Even academics, the primary source of research theory, see major flaws in mainstream research methods. Multivariate statistics that describe personality traits can account for no more than 7 percent of purchasing behavior, according to a paper published by William Massy, Ronald Frank, and Thomas Lodahl of Stanford, the University of Pennsylvania, and Cornell, respectively.

Consumer research's problems originate in psychology, a field that has long struggled to define human behavior with the same precision physicists use to describe the movement of bodies from atoms to stars. But human behavior is too unpredictable to describe with such precision, because it depends on an almost infinite number of relationships. An increasingly desperate search for cause-and-effect explanations leads many psychologists to "retreat to abstract ideas that ignore contexts completely," writes Harvard psychologist Jerome Kagan. Consumer research reflects similar tendencies.

Kagan is bothered by psychology's excessive dependence on behavioral models that conform better to statistical theory than to behavioral realities. Models of consumer behavior tend to extract their subjects from the complex, often unpredictable, but completely natural contexts in which people live and make purchasing decisions. The result is often an interesting manipulation of a hypothetical situation that leads to a marketing failure.

One of the most famous marketing busts was the reformulation of Coca-Cola. Extensive consumer research predicted success for "New Coke" because people said it tasted better. But the research failed to disclose that people also saw "Old Coke" as an important cultural icon, that would lose value by changing the original recipe. This subtle value proved to be far more influential than taste in determining consumer response.

Kodak's "Advanta" camera was an even costlier bust. Its research failed to warn executives of Advanta's biggest challenge: persuading a marketplace dominated by middle-aged baby boomers to buy what was proudly touted as a high-tech product. In mid-life, the bells and whistles of new technology generally begin to lose their appeal. Simplicity begins to edge out complexity in consumers' preferences.

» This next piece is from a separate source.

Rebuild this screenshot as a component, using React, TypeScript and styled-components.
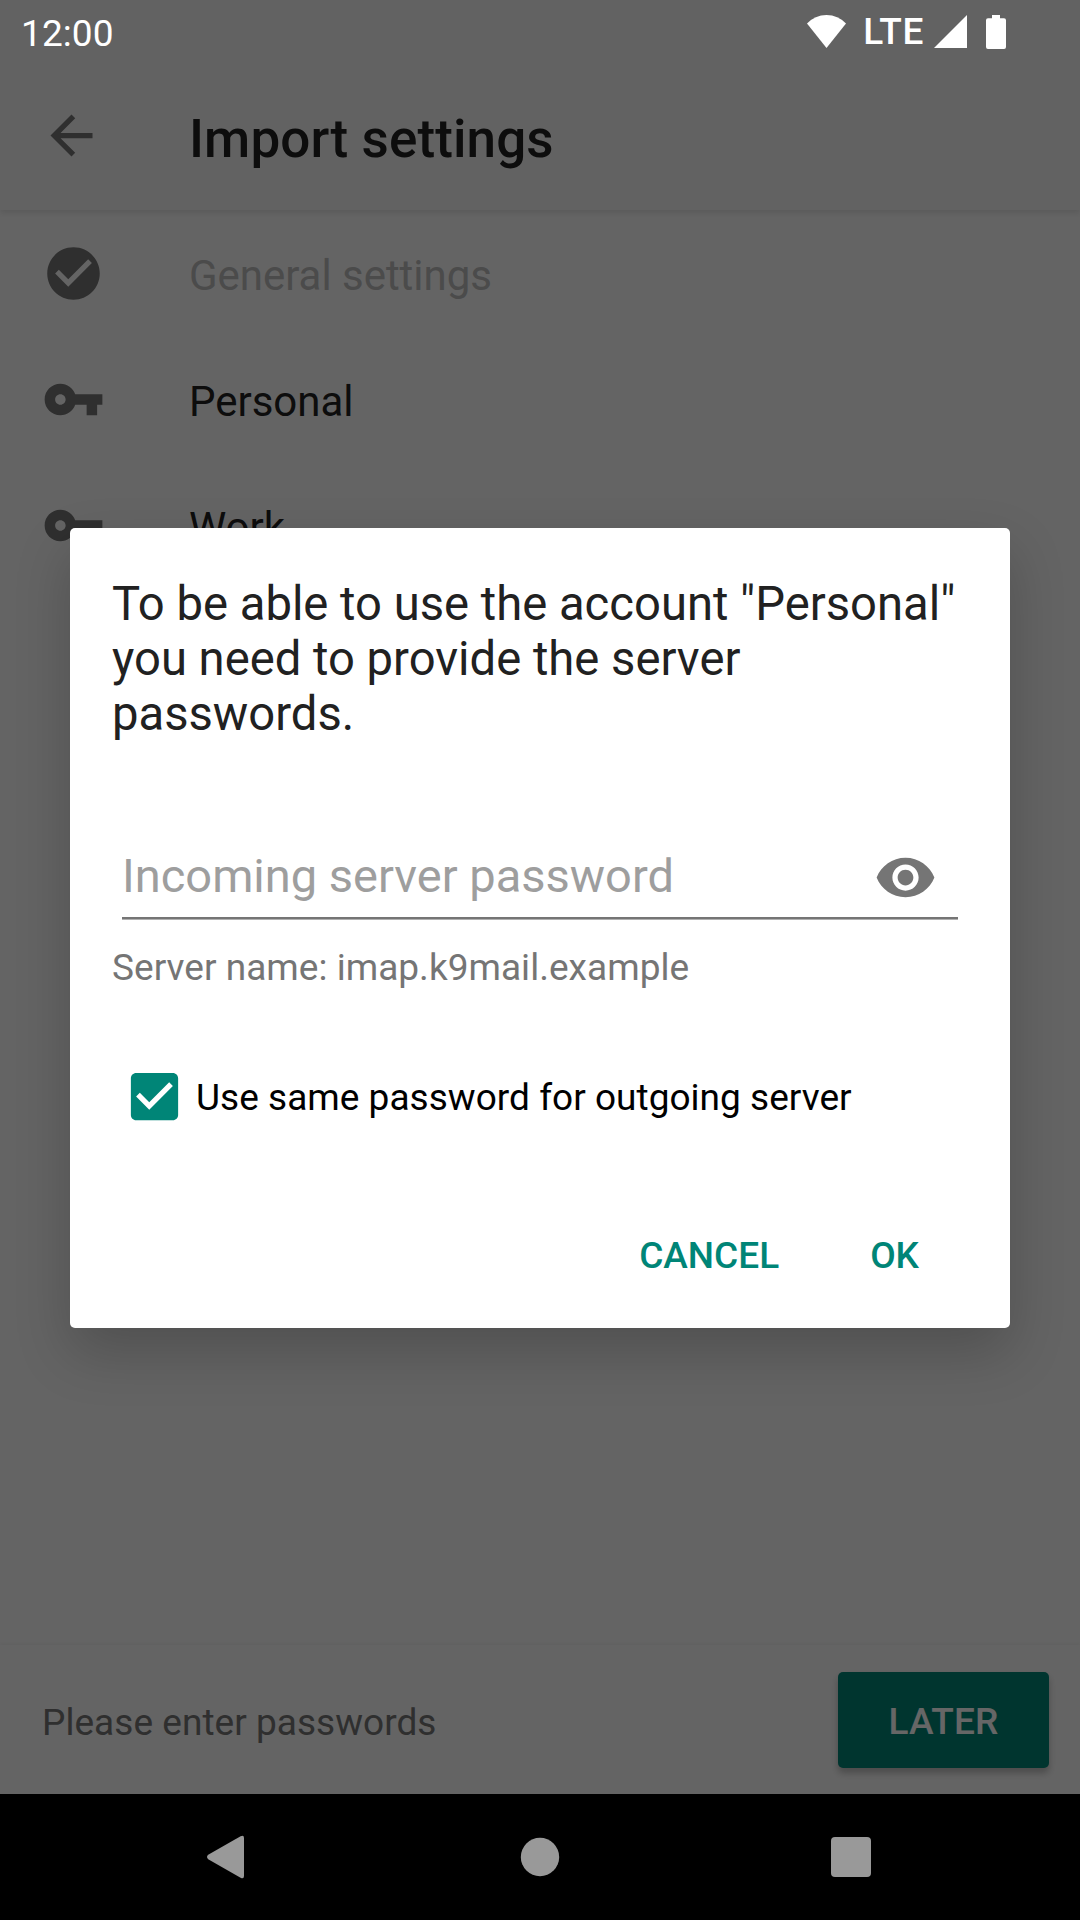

Mainstream consumer research generally fails to take into account developmental changes in values and world views that happen across a person's life span. Research also tends to ignore the major changes in cognition, or how the mind processes information, that happen with age. The subliminal origins of these changes prevent consumers from adequately reporting them to researchers, but the changes are decisive in marketplace behavior.

Another assumption that leads consumer research astray is borrowed from classic economics. Researchers assume that people make buying decisions to satisfy their self-interest, and that they use reason to determine which product best serves that end. Brain researchers see reason playing a much weaker role in personal decisions, however. In their book Marketing Revolution, Clancy and Shulman state the problem this way: "Because consumers don't choose rationally, any research that forces rational answers has to be flawed."